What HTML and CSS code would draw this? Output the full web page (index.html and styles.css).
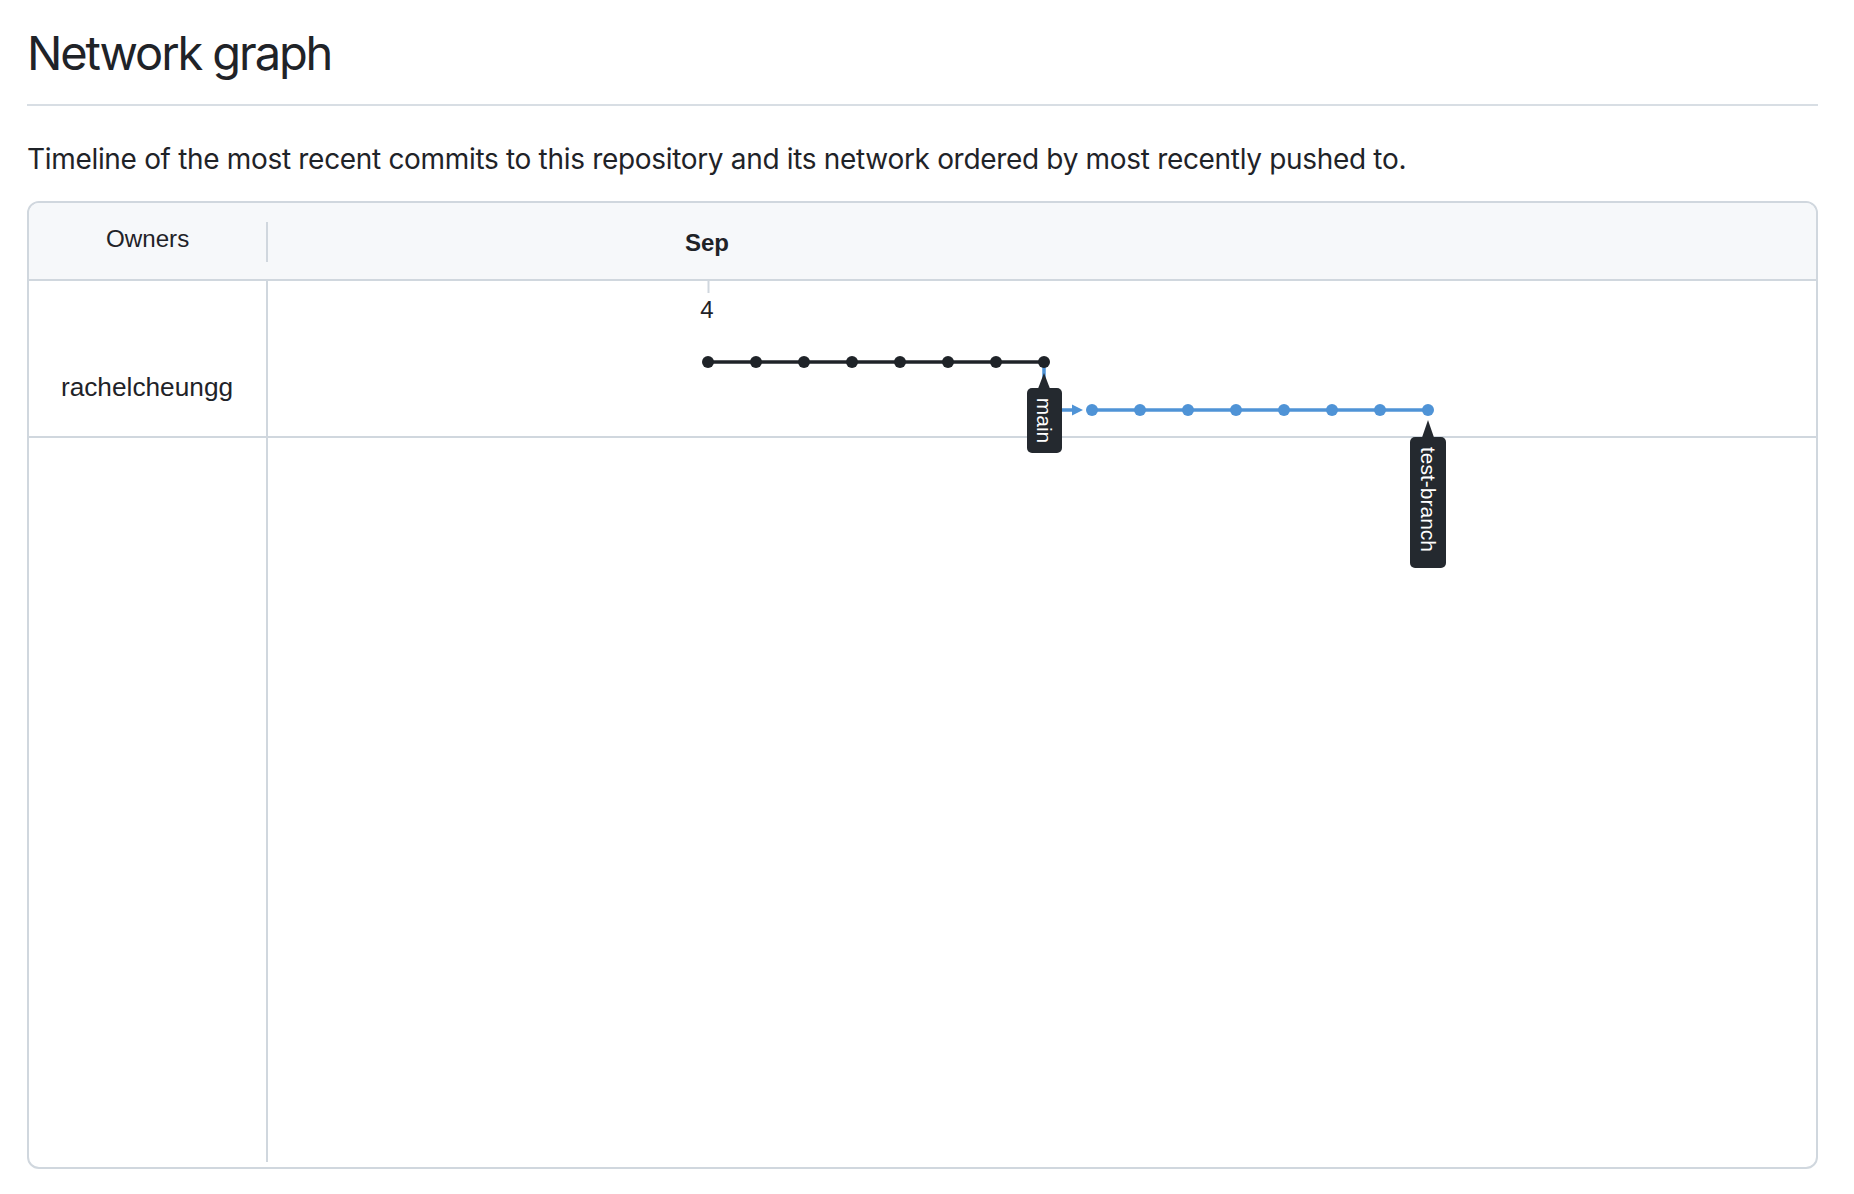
FILE: index.html
```html
<!DOCTYPE html>
<html lang="en">
<head>
<meta charset="utf-8">
<title>Network graph</title>
<link rel="stylesheet" href="styles.css">
</head>
<body>
<div class="page">
  <div class="subhead">
    <h2 class="subhead-heading">Network graph</h2>
  </div>
  <p class="description">Timeline of the most recent commits to this repository and its network ordered by most recently pushed to.</p>

  <div class="network">
    <div class="net-head">
      <div class="owners-h"><span class="canvas-text stretch">Owners</span></div>
      <div class="head-divider"></div>
      <div class="month-h"><span class="month">Sep</span></div>
    </div>
    <div class="net-row">
      <div class="user-cell"><span class="canvas-text stretch user-name">rachelcheungg</span></div>
      <div class="graph-cell"></div>
    </div>
    <div class="net-rest">
      <div class="user-cell"></div>
      <div class="graph-cell"></div>
    </div>

    <svg class="graph" viewBox="0 0 1791 968" width="1791" height="968" xmlns="http://www.w3.org/2000/svg">
      <line x1="681.5" y1="79" x2="681.5" y2="92" stroke="#d0d7de" stroke-width="2"/>
      <text x="680" y="117" class="day">4</text>

      <!-- branch line from main to test-branch -->
      <path d="M1017 161 V209 H1047" fill="none" stroke="#4f93d6" stroke-width="3.5"/>
      <polygon points="1045,203.5 1056,209 1045,214.5" fill="#4f93d6"/>
      <line x1="1065" y1="209" x2="1401" y2="209" stroke="#4f93d6" stroke-width="3.5"/>
      <g fill="#4f93d6">
        <circle cx="1065" cy="209" r="6"/>
        <circle cx="1113" cy="209" r="6"/>
        <circle cx="1161" cy="209" r="6"/>
        <circle cx="1209" cy="209" r="6"/>
        <circle cx="1257" cy="209" r="6"/>
        <circle cx="1305" cy="209" r="6"/>
        <circle cx="1353" cy="209" r="6"/>
        <circle cx="1401" cy="209" r="6"/>
      </g>

      <!-- main line -->
      <line x1="681" y1="161" x2="1017" y2="161" stroke="#1f2328" stroke-width="3.5"/>
      <g fill="#1f2328">
        <circle cx="681" cy="161" r="6"/>
        <circle cx="729" cy="161" r="6"/>
        <circle cx="777" cy="161" r="6"/>
        <circle cx="825" cy="161" r="6"/>
        <circle cx="873" cy="161" r="6"/>
        <circle cx="921" cy="161" r="6"/>
        <circle cx="969" cy="161" r="6"/>
        <circle cx="1017" cy="161" r="6"/>
      </g>

      <!-- main label -->
      <g class="ref-label">
        <polygon points="1017,172 1010.5,189 1023.5,189"/>
        <rect x="1000" y="187" width="35" height="65" rx="5"/>
        <text x="1017.5" y="219.5" transform="rotate(90 1017.5 219.5)">main</text>
      </g>

      <!-- test-branch label -->
      <g class="ref-label">
        <polygon points="1401,219 1394.5,238 1407.5,238"/>
        <rect x="1383" y="236" width="36" height="131" rx="5"/>
        <text x="1401" y="298.5" transform="rotate(90 1401 298.5)">test-branch</text>
      </g>
    </svg>
  </div>
</div>
</body>
</html>
```

FILE: styles.css
```css
* { box-sizing: border-box; }

html, body {
  margin: 0;
  padding: 0;
  background: #ffffff;
}

body {
  font-family: Inter, "Liberation Sans", Arial, sans-serif;
  color: #1f2328;
}

.page {
  width: 1791px;
  margin-left: 27px;
  padding-top: 23px;
}

.subhead {
  border-bottom: 2px solid #d8dee4;
  padding-bottom: 21px;
}

.subhead-heading {
  margin: 0;
  font-size: 47px;
  line-height: 60px;
  font-weight: 400;
  letter-spacing: -2.1px;
}

.description {
  margin: 32px 0 21px;
  font-size: 28px;
  line-height: 42px;
  letter-spacing: -0.32px;
}

.network {
  position: relative;
  height: 968px;
  border: 2px solid #d0d7de;
  border-radius: 12px;
  display: flex;
  flex-direction: column;
  overflow: hidden;
}

.canvas-text {
  font-family: "Liberation Sans", Arial, Helvetica, sans-serif;
  color: #1f2328;
}

.stretch {
  display: inline-block;
  transform: scaleX(1.05);
}

.net-head {
  height: 78px;
  flex: none;
  display: flex;
  align-items: center;
  background: #f6f8fa;
  border-bottom: 2px solid #d0d7de;
}

.owners-h {
  width: 237px;
  flex: none;
  text-align: center;
  font-size: 23px;
  line-height: 23px;
  padding-bottom: 4px;
}

.head-divider {
  width: 2px;
  height: 40px;
  background: #d0d7de;
  flex: none;
  margin-top: 2px;
}

.month-h {
  flex: 1;
  padding-left: 417px;
  padding-top: 4px;
}

.month {
  font-family: "Liberation Sans", Arial, Helvetica, sans-serif;
  font-weight: 700;
  font-size: 24px;
  line-height: 24px;
}

.net-row {
  height: 157px;
  flex: none;
  display: flex;
  border-bottom: 2px solid #d0d7de;
}

.net-rest {
  flex: 1;
  display: flex;
  padding-bottom: 5px;
}

.user-cell {
  width: 239px;
  flex: none;
  border-right: 2px solid #d0d7de;
  text-align: center;
}

.user-name {
  font-size: 25px;
  line-height: 25px;
  margin-top: 94px;
}

.graph-cell {
  flex: 1;
}

.graph {
  position: absolute;
  top: -2px;
  left: -2px;
  pointer-events: none;
}

.day {
  font-family: "Liberation Sans", Arial, sans-serif;
  font-size: 24px;
  fill: #1f2328;
  text-anchor: middle;
}

.ref-label polygon,
.ref-label rect {
  fill: #24292f;
}

.ref-label text {
  font-family: "Liberation Sans", Arial, Helvetica, sans-serif;
  font-size: 21px;
  fill: #ffffff;
  text-anchor: middle;
  dominant-baseline: central;
}
```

============================================================

STATED PROBLEM:
Copy every line of the data exactly as written, excluding the pictures.

SOLUTION TO THIS EXERCISE:
What HTML and CSS code would draw this? Output the full web page (index.html and styles.css).
FILE: index.html
```html
<!DOCTYPE html>
<html lang="en">
<head>
<meta charset="utf-8">
<title>Network graph</title>
<link rel="stylesheet" href="styles.css">
</head>
<body>
<div class="page">
  <div class="subhead">
    <h2 class="subhead-heading">Network graph</h2>
  </div>
  <p class="description">Timeline of the most recent commits to this repository and its network ordered by most recently pushed to.</p>

  <div class="network">
    <div class="net-head">
      <div class="owners-h"><span class="canvas-text stretch">Owners</span></div>
      <div class="head-divider"></div>
      <div class="month-h"><span class="month">Sep</span></div>
    </div>
    <div class="net-row">
      <div class="user-cell"><span class="canvas-text stretch user-name">rachelcheungg</span></div>
      <div class="graph-cell"></div>
    </div>
    <div class="net-rest">
      <div class="user-cell"></div>
      <div class="graph-cell"></div>
    </div>

    <svg class="graph" viewBox="0 0 1791 968" width="1791" height="968" xmlns="http://www.w3.org/2000/svg">
      <line x1="681.5" y1="79" x2="681.5" y2="92" stroke="#d0d7de" stroke-width="2"/>
      <text x="680" y="117" class="day">4</text>

      <!-- branch line from main to test-branch -->
      <path d="M1017 161 V209 H1047" fill="none" stroke="#4f93d6" stroke-width="3.5"/>
      <polygon points="1045,203.5 1056,209 1045,214.5" fill="#4f93d6"/>
      <line x1="1065" y1="209" x2="1401" y2="209" stroke="#4f93d6" stroke-width="3.5"/>
      <g fill="#4f93d6">
        <circle cx="1065" cy="209" r="6"/>
        <circle cx="1113" cy="209" r="6"/>
        <circle cx="1161" cy="209" r="6"/>
        <circle cx="1209" cy="209" r="6"/>
        <circle cx="1257" cy="209" r="6"/>
        <circle cx="1305" cy="209" r="6"/>
        <circle cx="1353" cy="209" r="6"/>
        <circle cx="1401" cy="209" r="6"/>
      </g>

      <!-- main line -->
      <line x1="681" y1="161" x2="1017" y2="161" stroke="#1f2328" stroke-width="3.5"/>
      <g fill="#1f2328">
        <circle cx="681" cy="161" r="6"/>
        <circle cx="729" cy="161" r="6"/>
        <circle cx="777" cy="161" r="6"/>
        <circle cx="825" cy="161" r="6"/>
        <circle cx="873" cy="161" r="6"/>
        <circle cx="921" cy="161" r="6"/>
        <circle cx="969" cy="161" r="6"/>
        <circle cx="1017" cy="161" r="6"/>
      </g>

      <!-- main label -->
      <g class="ref-label">
        <polygon points="1017,172 1010.5,189 1023.5,189"/>
        <rect x="1000" y="187" width="35" height="65" rx="5"/>
        <text x="1017.5" y="219.5" transform="rotate(90 1017.5 219.5)">main</text>
      </g>

      <!-- test-branch label -->
      <g class="ref-label">
        <polygon points="1401,219 1394.5,238 1407.5,238"/>
        <rect x="1383" y="236" width="36" height="131" rx="5"/>
        <text x="1401" y="298.5" transform="rotate(90 1401 298.5)">test-branch</text>
      </g>
    </svg>
  </div>
</div>
</body>
</html>
```

FILE: styles.css
```css
* { box-sizing: border-box; }

html, body {
  margin: 0;
  padding: 0;
  background: #ffffff;
}

body {
  font-family: Inter, "Liberation Sans", Arial, sans-serif;
  color: #1f2328;
}

.page {
  width: 1791px;
  margin-left: 27px;
  padding-top: 23px;
}

.subhead {
  border-bottom: 2px solid #d8dee4;
  padding-bottom: 21px;
}

.subhead-heading {
  margin: 0;
  font-size: 47px;
  line-height: 60px;
  font-weight: 400;
  letter-spacing: -2.1px;
}

.description {
  margin: 32px 0 21px;
  font-size: 28px;
  line-height: 42px;
  letter-spacing: -0.32px;
}

.network {
  position: relative;
  height: 968px;
  border: 2px solid #d0d7de;
  border-radius: 12px;
  display: flex;
  flex-direction: column;
  overflow: hidden;
}

.canvas-text {
  font-family: "Liberation Sans", Arial, Helvetica, sans-serif;
  color: #1f2328;
}

.stretch {
  display: inline-block;
  transform: scaleX(1.05);
}

.net-head {
  height: 78px;
  flex: none;
  display: flex;
  align-items: center;
  background: #f6f8fa;
  border-bottom: 2px solid #d0d7de;
}

.owners-h {
  width: 237px;
  flex: none;
  text-align: center;
  font-size: 23px;
  line-height: 23px;
  padding-bottom: 4px;
}

.head-divider {
  width: 2px;
  height: 40px;
  background: #d0d7de;
  flex: none;
  margin-top: 2px;
}

.month-h {
  flex: 1;
  padding-left: 417px;
  padding-top: 4px;
}

.month {
  font-family: "Liberation Sans", Arial, Helvetica, sans-serif;
  font-weight: 700;
  font-size: 24px;
  line-height: 24px;
}

.net-row {
  height: 157px;
  flex: none;
  display: flex;
  border-bottom: 2px solid #d0d7de;
}

.net-rest {
  flex: 1;
  display: flex;
  padding-bottom: 5px;
}

.user-cell {
  width: 239px;
  flex: none;
  border-right: 2px solid #d0d7de;
  text-align: center;
}

.user-name {
  font-size: 25px;
  line-height: 25px;
  margin-top: 94px;
}

.graph-cell {
  flex: 1;
}

.graph {
  position: absolute;
  top: -2px;
  left: -2px;
  pointer-events: none;
}

.day {
  font-family: "Liberation Sans", Arial, sans-serif;
  font-size: 24px;
  fill: #1f2328;
  text-anchor: middle;
}

.ref-label polygon,
.ref-label rect {
  fill: #24292f;
}

.ref-label text {
  font-family: "Liberation Sans", Arial, Helvetica, sans-serif;
  font-size: 21px;
  fill: #ffffff;
  text-anchor: middle;
  dominant-baseline: central;
}
```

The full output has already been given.